Algunos pontífices, sin embargo, pudieron ocupar tranquilamente el trono durante un largo período y fallecer de muerte natural, aunque no sin tener que lidiar con numerosos adversarios en el propio seno de la Iglesia. Tal fue el caso del protagonista de esta historia, el papa Formoso, quien subió al poder en 891, después de afrontar durante varios años serios conflictos en el curso de los cuales estuvo a punto de ser asesinado, fue destituido de su cargo de arzobispo de Bulgaria y excomulgado. Pero finalmente su grupo triunfó sobre el bando contrario y pudo ocupar el solio pontificio, donde permaneció sin mayores problemas por cinco años hasta abril de 896, cuando falleció a los 80 años.
Le sucedió Bonifacio VI, cuyo papado duró escasas dos semanas —murió en oscuras circunstancias— y el sucesor de éste, Esteban VI (ó VII), enemigo político de Formoso, revivió las acusaciones en su contra y ordenó desenterrar el cadáver putrefacto para someterlo a aquel grotesco juicio en el que —naturalmente, pues fiscal, defensor y jueces habían sido nombrados por el propio Esteban— se le declaró culpable y nulos, inválidos y sin efecto todos los nombramientos, consagraciones y demás actos que hubiere realizado como papa. Se despojó al cadáver de todas sus vestiduras y ornamentos, se le cortaron los tres dedos de la mano derecha —con los que se consagra, absuelve y bendice— y se le arrojó al río Tíber.
Pero Esteban tampoco estuvo mucho tiempo a la cabeza de la Iglesia. Poco después fue depuesto por los cardenales y una mañana amaneció estrangulado en su celda. Su sucesor, Teodoro II, fue otro papa efímero. Sólo estuvo 20 días en el cargo antes de ser envenenado, aunque en ese breve lapso alcanzó a anular el juicio del Synodus horrenda y ordenar que Formoso fuera nuevamente inhumado con su lujoso atuendo papal.
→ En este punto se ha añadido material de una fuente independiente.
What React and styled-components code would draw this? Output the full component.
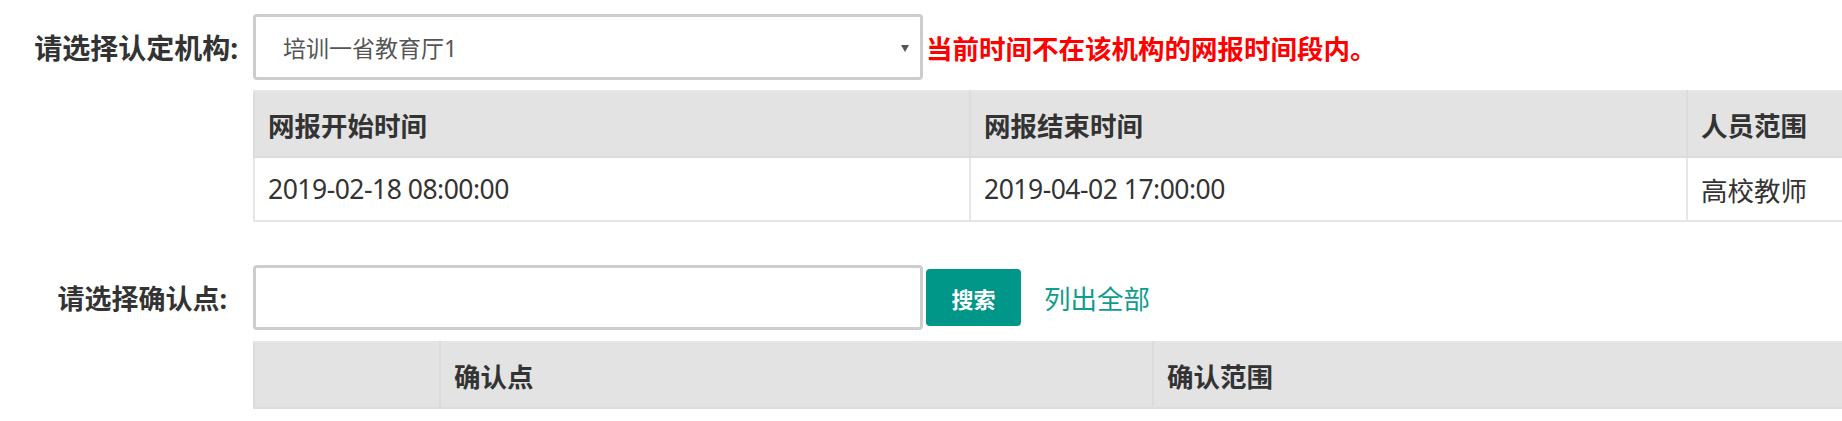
import React from "react";
import styled, { createGlobalStyle } from "styled-components";

const GlobalStyle = createGlobalStyle`
  html, body {
    margin: 0;
    padding: 0;
    background: #fff;
    overflow: hidden;
  }
  body {
    font-family: "Noto Sans", "Noto Sans CJK SC", sans-serif;
    color: #333;
  }
`;

const Page = styled.div`
  padding-top: 14px;
  width: 2600px;
`;

const FormRow = styled.div`
  display: flex;
  align-items: center;
  margin-top: ${(p) => p.$top || 0}px;
`;

const Label = styled.label`
  width: 253px;
  box-sizing: border-box;
  padding-right: ${(p) => p.$pad}px;
  text-align: right;
  font-size: ${(p) => p.$size}px;
  font-weight: 700;
  color: #333;
  white-space: nowrap;
`;

const SelectBox = styled.div`
  width: 670px;
  height: 66px;
  box-sizing: border-box;
  border: 3px solid #cdcdcd;
  border-radius: 4px;
  display: flex;
  align-items: center;
  justify-content: space-between;
  padding: 0 11px 0 27px;
  font-size: 23px;
  color: #555;
`;

const Caret = styled.span`
  width: 0;
  height: 0;
  border-left: 4px solid transparent;
  border-right: 4px solid transparent;
  border-top: 7px solid #555;
  margin-top: 2px;
`;

const ErrorText = styled.span`
  margin-left: 3px;
  font-size: 26.5px;
  font-weight: 700;
  color: #ff0000;
  white-space: nowrap;
`;

const TextInput = styled.input`
  width: 670px;
  height: 65px;
  box-sizing: border-box;
  border: 3px solid #cdcdcd;
  border-radius: 4px;
  padding: 0 20px;
  font-size: 23px;
  outline: none;
`;

const Button = styled.button`
  margin-left: 3px;
  width: 95px;
  height: 57px;
  border: none;
  border-radius: 4px;
  background: #009688;
  color: #fff;
  font-family: "Noto Sans", "Noto Sans CJK SC", sans-serif;
  font-size: 22px;
  font-weight: 700;
  padding: 0;
`;

const LinkText = styled.a`
  margin-left: 23px;
  font-size: 26.5px;
  color: #129c8d;
  text-decoration: none;
  white-space: nowrap;
`;

const Table = styled.table`
  margin-left: 253px;
  margin-top: ${(p) => p.$top}px;
  border-collapse: collapse;
  table-layout: fixed;
  border: 2px solid #e6e6e6;
`;

const Th = styled.th`
  width: ${(p) => p.$w}px;
  height: 66px;
  box-sizing: border-box;
  padding: 0 13px;
  background: #e3e3e3;
  border: 2px solid #dcdcdc;
  border-top-color: #e6e6e6;
  text-align: left;
  font-size: 26.5px;
  font-weight: 700;
  color: #333;
  white-space: nowrap;
`;

const Td = styled.td`
  height: 64px;
  box-sizing: border-box;
  padding: 0 13px;
  border: 2px solid #e6e6e6;
  font-size: 26.5px;
  letter-spacing: ${(p) => (p.$tight ? "-0.5px" : "0")};
  color: #333;
  white-space: nowrap;
`;

export default function App() {
  return (
    <>
      <GlobalStyle />
      <Page>
        <FormRow>
          <Label $pad={15} $size={28}>请选择认定机构:</Label>
          <SelectBox>
            <span>培训一省教育厅1</span>
            <Caret />
          </SelectBox>
          <ErrorText>当前时间不在该机构的网报时间段内。</ErrorText>
        </FormRow>

        <Table $top={10}>
          <thead>
            <tr>
              <Th $w={716}>网报开始时间</Th>
              <Th $w={717}>网报结束时间</Th>
              <Th $w={717}>人员范围</Th>
            </tr>
          </thead>
          <tbody>
            <tr>
              <Td $tight>2019-02-18 08:00:00</Td>
              <Td $tight>2019-04-02 17:00:00</Td>
              <Td>高校教师</Td>
            </tr>
          </tbody>
        </Table>

        <FormRow $top={43}>
          <Label $pad={26} $size={27}>请选择确认点:</Label>
          <TextInput type="text" />
          <Button type="button">搜索</Button>
          <LinkText href="#">列出全部</LinkText>
        </FormRow>

        <Table $top={11}>
          <thead>
            <tr>
              <Th $w={186}></Th>
              <Th $w={713}>确认点</Th>
              <Th $w={713}>确认范围</Th>
            </tr>
          </thead>
        </Table>
      </Page>
    </>
  );
}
No pudo reposar tranquilo, sin embargo, en su regia sepultura. Sergio III —célebre por su corrupción, por haber asesinado a sus antecesores León V y el cardenal Cristóforo y por su poderosa amante Marozia, con la cual engendró un hijo que fue luego el papa Juan XI——, declaró sin efecto la rehabilitación decretada por Teodoro II y Juan IX y reafirmó la condena de Formoso. Además, exhumó de nuevo el cadáver y mandó cortarle otros tres dedos y decapitarlo antes de lanzarlo por segunda vez al Tíber. Sacados accidentalmente en las redes de un pescador, los despojos fueron sepultados por tercera y definitiva ocasión.
Así se puso punto final al singular Sínodo Cadavérico, un capítulo poco conocido de la historia de la Iglesia.